In milestone-setting fashion, the S&P 500 surged past the 5,200 mark on speculation that the conclusion of the most aggressive Federal Reserve hiking cycle in a generation will continue to bolster Corporate America's Profit Margin. Notably, the gains were widespread, with laggards in catch-up mode as traders now perceive higher chances of an initial rate cut occurring in June.
Despite the recent uptick in inflation, Fed officials maintained their projection for three rate cuts this year and indicated a shift towards slowing the pace of reducing their bond holdings. This suggests that officials interpret seasonal factors driving this year’s inflationary pressures. While Jerome Powell reiterated the Fed's desire to see more evidence of price decreases, he also noted that it would be appropriate to begin easing policy "at some point this year.”
While the economic projections released after the meeting appeared slightly more hawkish than those from December, the adjustments were not overly alarming as both investors and the Fed still generally agreed on the “right” amount of marginal easing for this year.
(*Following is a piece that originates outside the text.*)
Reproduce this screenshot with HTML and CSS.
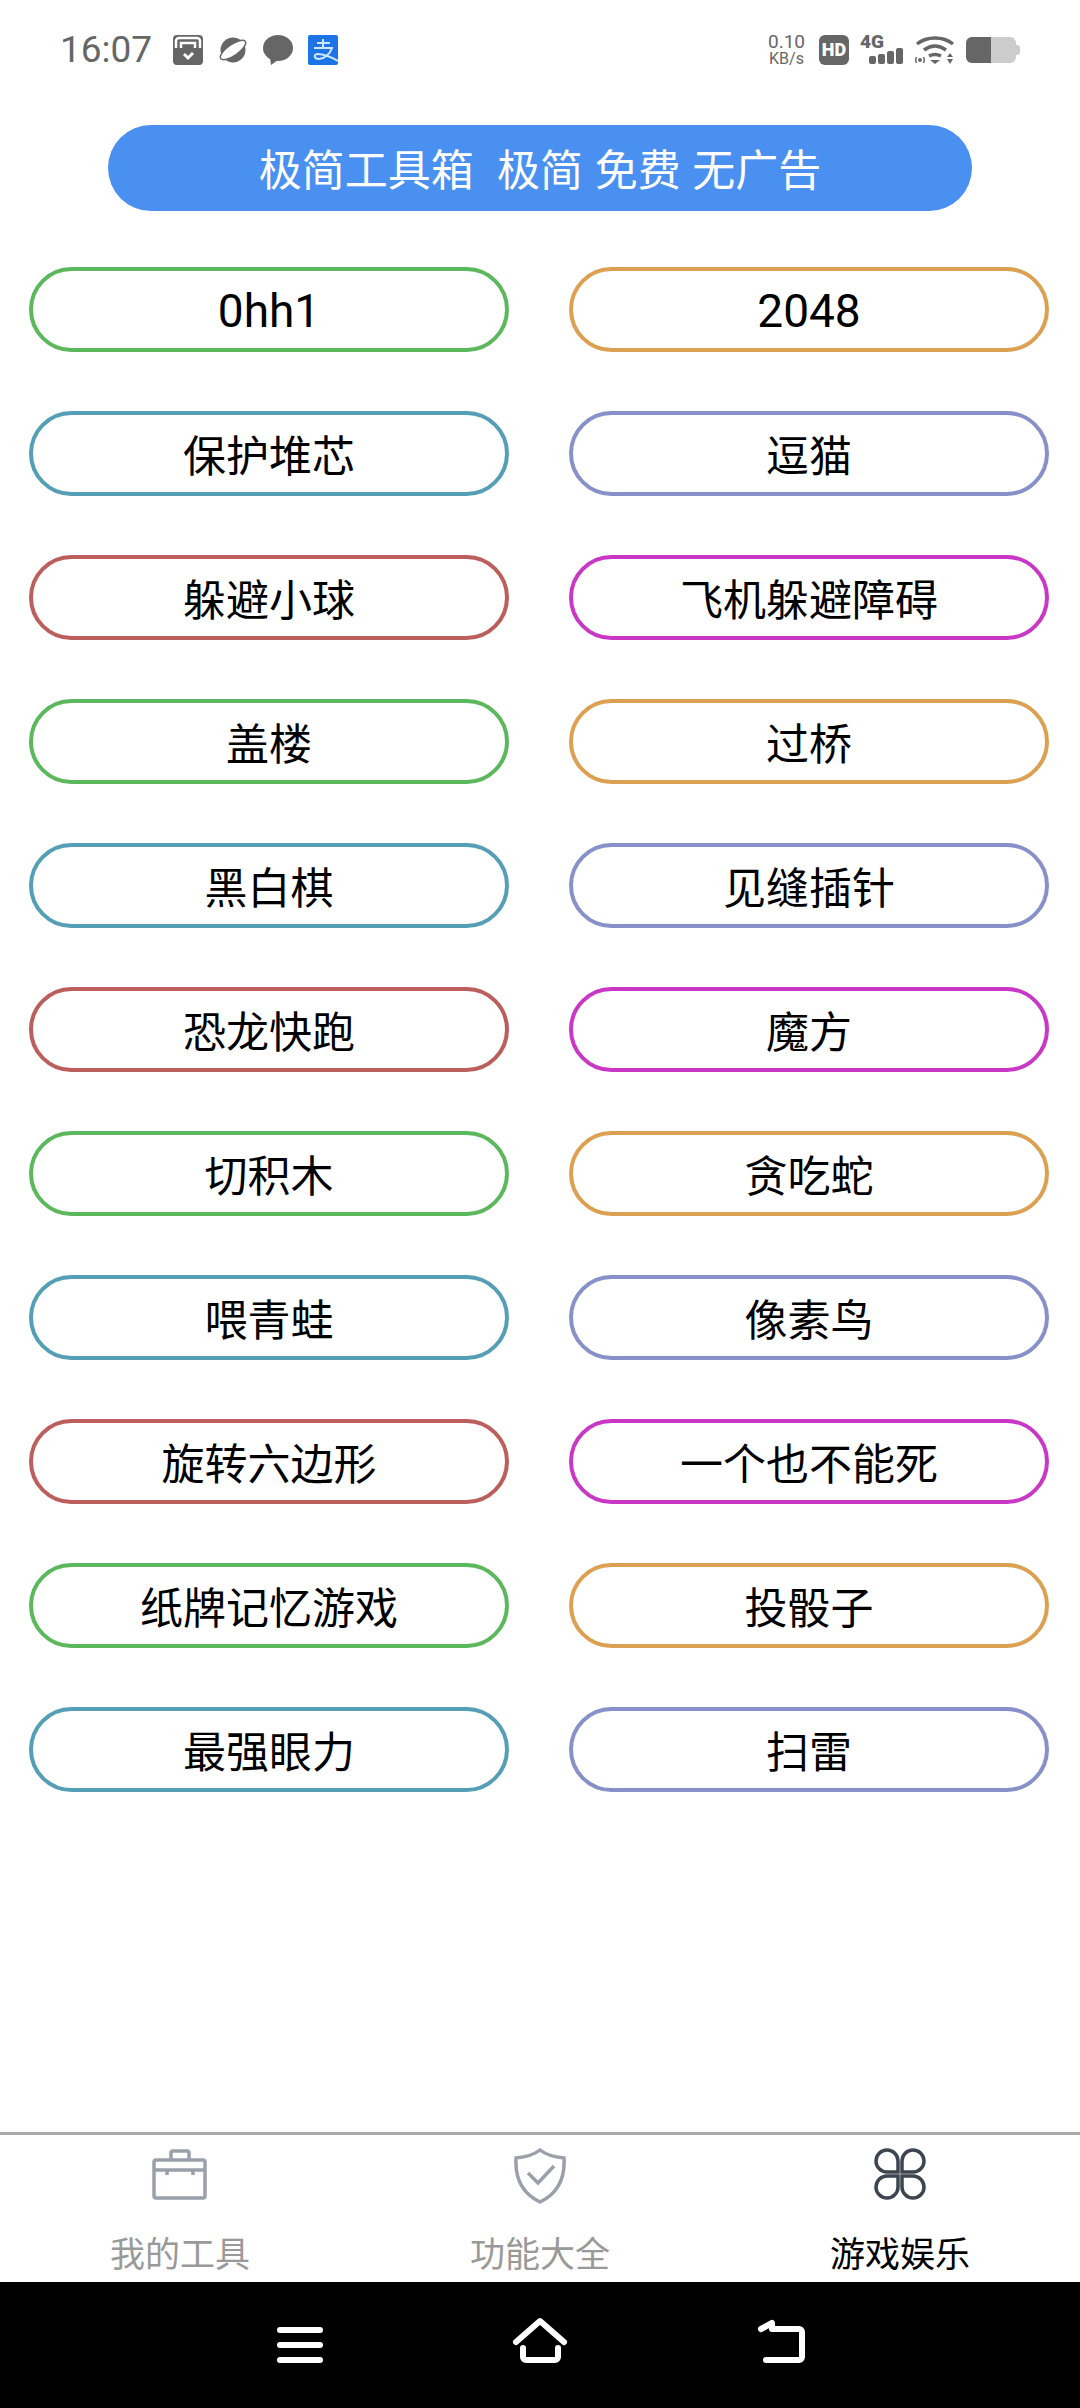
FILE: index.html
```html
<!doctype html>
<html lang="en">
    <head>
        <meta charset="UTF-8" />
        <meta name="viewport" content="width=device-width, initial-scale=1.0" />
        <title>极简工具箱</title>
        <link rel="stylesheet" href="styles.css">
    </head>
    <body>
        <div class="status-bar">
            <div class="status-left">
                <span class="clock">16:07</span>
                <svg class="note-icon" viewBox="0 0 30 30">
                    <rect width="30" height="30" rx="4" fill="#666"/>
                    <path d="M3 13V6a3 3 0 0 1 3-3h18a3 3 0 0 1 3 3v7" fill="none" stroke="#fff" stroke-width="2.500"/>
                    <path d="M8 13V8h14v5" fill="none" stroke="#fff" stroke-width="2.500"/>
                    <path d="M11 19l4 4 5-5" fill="none" stroke="#fff" stroke-width="3"/>
                </svg>
                <svg class="note-icon" viewBox="0 0 30 30">
                    <circle cx="15" cy="15" r="12.500" fill="#666"/>
                    <ellipse cx="15" cy="15" rx="15" ry="5.500" transform="rotate(-35 15 15)" fill="#fff" stroke="#666" stroke-width="1.500"/>
                </svg>
                <svg class="note-icon" viewBox="0 0 30 30">
                    <ellipse cx="15" cy="13" rx="15" ry="13" fill="#666"/>
                    <path d="M7 23l1 7 7-5z" fill="#666"/>
                </svg>
                <svg class="note-icon" viewBox="0 0 30 30">
                    <rect width="30" height="30" rx="2" fill="#1d74e6"/>
                    <path d="M9 8h13M15 4v8M6 13h18c-2 6-8 11-13 11-5 0-6-5-1-5 6 0 13 3 20 7" fill="none" stroke="#cfe6ff" stroke-width="2"/>
                </svg>
            </div>
            <div class="status-right">
                <div class="speed"><span class="speed-value">0.10</span><span>KB/s</span></div>
                <div class="hd-badge">HD</div>
                <div class="signal">
                    <span class="signal-type">4G</span>
                    <div class="signal-bars">
                        <i class="bar-1"></i><i class="bar-2"></i><i class="bar-3"></i><i class="bar-4"></i>
                    </div>
                </div>
                <svg class="wifi-icon" viewBox="0 0 40 28">
                    <path d="M2 8c10-8 26-8 36 0M9 14c7-5 15-5 22 0M14 20c4-2 8-2 12 0" fill="none" stroke="#666" stroke-width="3.500"/>
                    <path d="M15 24h10l-5 4z" fill="#666"/>
                    <path d="M35 17l3 4h-6zM32 23h6l-3 5z" fill="#666"/>
                    <circle cx="5" cy="24" r="2" fill="#666"/>
                    <path d="M1.500 21c-1 2-1 4 0 6M8.500 21c1 2 1 4 0 6" fill="none" stroke="#666" stroke-width="1.500"/>
                </svg>
                <div class="battery">
                    <div class="battery-level"></div>
                </div>
            </div>
        </div>

        <div class="banner">极简工具箱&nbsp; 极简 免费 无广告</div>

        <div class="game-grid">
            <a class="game-btn latin green">0hh1</a>
            <a class="game-btn latin orange">2048</a>
            <a class="game-btn teal">保护堆芯</a>
            <a class="game-btn purple">逗猫</a>
            <a class="game-btn red">躲避小球</a>
            <a class="game-btn magenta">飞机躲避障碍</a>
            <a class="game-btn green">盖楼</a>
            <a class="game-btn orange">过桥</a>
            <a class="game-btn teal">黑白棋</a>
            <a class="game-btn purple">见缝插针</a>
            <a class="game-btn red">恐龙快跑</a>
            <a class="game-btn magenta">魔方</a>
            <a class="game-btn green">切积木</a>
            <a class="game-btn orange">贪吃蛇</a>
            <a class="game-btn teal">喂青蛙</a>
            <a class="game-btn purple">像素鸟</a>
            <a class="game-btn red">旋转六边形</a>
            <a class="game-btn magenta">一个也不能死</a>
            <a class="game-btn green">纸牌记忆游戏</a>
            <a class="game-btn orange">投骰子</a>
            <a class="game-btn teal">最强眼力</a>
            <a class="game-btn purple">扫雷</a>
        </div>

        <div class="tab-bar">
            <div class="tab">
                <svg class="tab-icon" viewBox="0 0 56 56" stroke="#9aa0aa">
                    <rect x="2" y="12" width="51" height="38" rx="2"/>
                    <path d="M2 22h51M19 12V5a2 2 0 0 1 2-2h14a2 2 0 0 1 2 2v7M15 22v5M41 22v5"/>
                </svg>
                <span>我的工具</span>
            </div>
            <div class="tab">
                <svg class="tab-icon" viewBox="0 0 56 56" stroke="#9aa0aa">
                    <path d="M28 2C33 6 42 9 52 10c1 18-5 35-24 44C9 45 3 28 4 10 14 9 23 6 28 2z"/>
                    <path d="M16 25l10 10 16-17"/>
                </svg>
                <span>功能大全</span>
            </div>
            <div class="tab active">
                <svg class="tab-icon" viewBox="0 0 56 56" stroke="#3c4550">
                    <path d="M26 24H15a11 11 0 1 1 11-11zM30 24h11a11 11 0 1 0-11-11zM26 28H15a11 11 0 1 0 11 11zM30 28h11a11 11 0 1 1-11 11z"/>
                </svg>
                <span>游戏娱乐</span>
            </div>
        </div>

        <div class="nav-bar">
            <svg class="nav-icon" viewBox="0 0 56 56">
                <path d="M8 15h40M8 30h40M8 45h40"/>
            </svg>
            <svg class="nav-icon" viewBox="0 0 56 56">
                <path d="M4 27L28 6l24 21M11 33v9a3 3 0 0 0 3 3h29a3 3 0 0 0 3-3v-9"/>
            </svg>
            <svg class="nav-icon" viewBox="0 0 56 56">
                <path d="M9 14l11-6v6h27a3 3 0 0 1 3 3v25a3 3 0 0 1-3 3H14"/>
            </svg>
        </div>
    </body>
</html>
```

FILE: styles.css
```css
* {
    margin: 0;
    padding: 0;
    box-sizing: border-box;
}

body {
    font-family: "Noto Sans CJK SC", Roboto, sans-serif;
    background: #fff;
    color: #000;
    width: 1080px;
    height: 2408px;
    display: flex;
    flex-direction: column;
    overflow: hidden;
}

.status-bar {
    height: 99px;
    padding: 0 64px 0 60px;
    display: flex;
    justify-content: space-between;
    align-items: center;
}

.status-left,
.status-right {
    display: flex;
    align-items: center;
}

.status-left {
    gap: 15px;
}

.status-right {
    gap: 11px;
}

.clock {
    font-family: Roboto, sans-serif;
    font-size: 37px;
    color: #666;
    margin-right: 6px;
}

.note-icon {
    width: 30px;
    height: 30px;
    display: block;
}

.speed {
    display: flex;
    flex-direction: column;
    align-items: center;
    font-family: Roboto, sans-serif;
    font-size: 16px;
    line-height: 15px;
    color: #666;
    margin-right: 3px;
}

.speed-value {
    font-size: 19px;
    line-height: 18px;
}

.hd-badge {
    width: 30px;
    height: 30px;
    background: #666;
    color: #fff;
    border-radius: 6px;
    font-family: Roboto, sans-serif;
    font-size: 18px;
    font-weight: 900;
    display: flex;
    align-items: center;
    justify-content: center;
}

.signal {
    width: 44px;
    display: flex;
    flex-direction: column;
    align-items: flex-start;
}

.signal-type {
    font-family: Roboto, sans-serif;
    font-size: 19px;
    line-height: 13px;
    font-weight: 900;
    color: #666;
}

.signal-bars {
    display: flex;
    align-items: flex-end;
    gap: 2px;
    margin-left: 9px;
}

.signal-bars i {
    display: block;
    width: 7px;
    background: #666;
    border-radius: 2px;
}

.bar-1 {
    height: 8px;
}

.bar-2 {
    height: 10px;
}

.bar-3 {
    height: 13px;
}

.bar-4 {
    height: 16px;
}

.wifi-icon {
    width: 40px;
    height: 28px;
    display: block;
}

.battery {
    width: 50px;
    height: 26px;
    background: #ccc;
    border-radius: 6px;
    position: relative;
}

.battery:after {
    content: "";
    position: absolute;
    right: -4px;
    top: 8px;
    width: 4px;
    height: 10px;
    background: #ccc;
    border-radius: 0 3px 3px 0;
}

.battery-level {
    width: 25px;
    height: 100%;
    background: #666;
    border-radius: 6px 0 0 6px;
}

.banner {
    width: 864px;
    height: 86px;
    margin: 26px auto 0;
    padding-bottom: 2px;
    background: #4a90f0;
    color: #fff;
    border-radius: 43px;
    font-size: 43px;
    word-spacing: 2px;
    display: flex;
    align-items: center;
    justify-content: center;
    white-space: pre;
}

.game-grid {
    display: grid;
    grid-template-columns: 480px 480px;
    grid-auto-rows: 85px;
    justify-content: space-between;
    row-gap: 59px;
    padding: 0 31px 0 29px;
    margin-top: 56px;
    flex: 1;
}

.game-btn {
    border: 4px solid;
    border-radius: 43px;
    font-size: 43px;
    padding-bottom: 2px;
    display: flex;
    align-items: center;
    justify-content: center;
    color: #000;
}

.latin {
    font-family: Roboto, sans-serif;
    font-size: 46px;
    padding-bottom: 0;
    padding-top: 2px;
}

.green {
    border-color: #5cb85c;
}

.orange {
    border-color: #dca052;
}

.teal {
    border-color: #559fb6;
}

.purple {
    border-color: #8790c8;
}

.red {
    border-color: #bc5f5c;
}

.magenta {
    border-color: #c838c4;
}

.tab-bar {
    height: 150px;
    border-top: 3px solid #aaa;
    display: grid;
    grid-template-columns: repeat(3, 1fr);
}

.tab {
    display: flex;
    flex-direction: column;
    align-items: center;
    padding-top: 13px;
    font-size: 35px;
    line-height: 46px;
    color: #999;
}

.tab.active {
    color: #000;
}

.tab-icon {
    width: 56px;
    height: 56px;
    fill: none;
    stroke-width: 3.500;
    margin-bottom: 25px;
}

.nav-bar {
    height: 126px;
    background: #000;
    display: flex;
    justify-content: center;
    align-items: center;
    gap: 184px;
    padding-bottom: 4px;
}

.nav-icon {
    width: 56px;
    height: 56px;
    fill: none;
    stroke: #fff;
    stroke-width: 6;
    stroke-linecap: round;
    stroke-linejoin: round;
}
```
Indeed, this scenario likely results in the Federal Reserve implementing its first quarter-point cut at the June meeting, followed by cuts at every other meeting over the remainder of the year.
So, the absence of any particularly hawkish news provided a green light for the market to continue its upward trajectory. And why not, as a sturdy economy plus rate cuts is the best possible scenario, and it’s fair to suggest that it’s now the consensus.
The main concern is that inflation might take longer to reach the Fed's 2% target. This could happen if services inflation remains stubbornly high and slow to decline or demand for goods rebounds, leading to higher prices. However, rather than resorting to any policy pivot, the central bank will delay rate cuts in response to this dynamic.
But this was exactly what the Dr. Markets ordered: an uneventful FOMC that would see the good old ship Lollipop sailing in less choppy waters and heading back to Candyland. Even more so, as G-7 inflation optics have supported the disinflation process after Britain and Canada reported data below forecasts for February, indicating that the stickiness observed in equivalent U.S. price readings this year may not be as widespread as feared.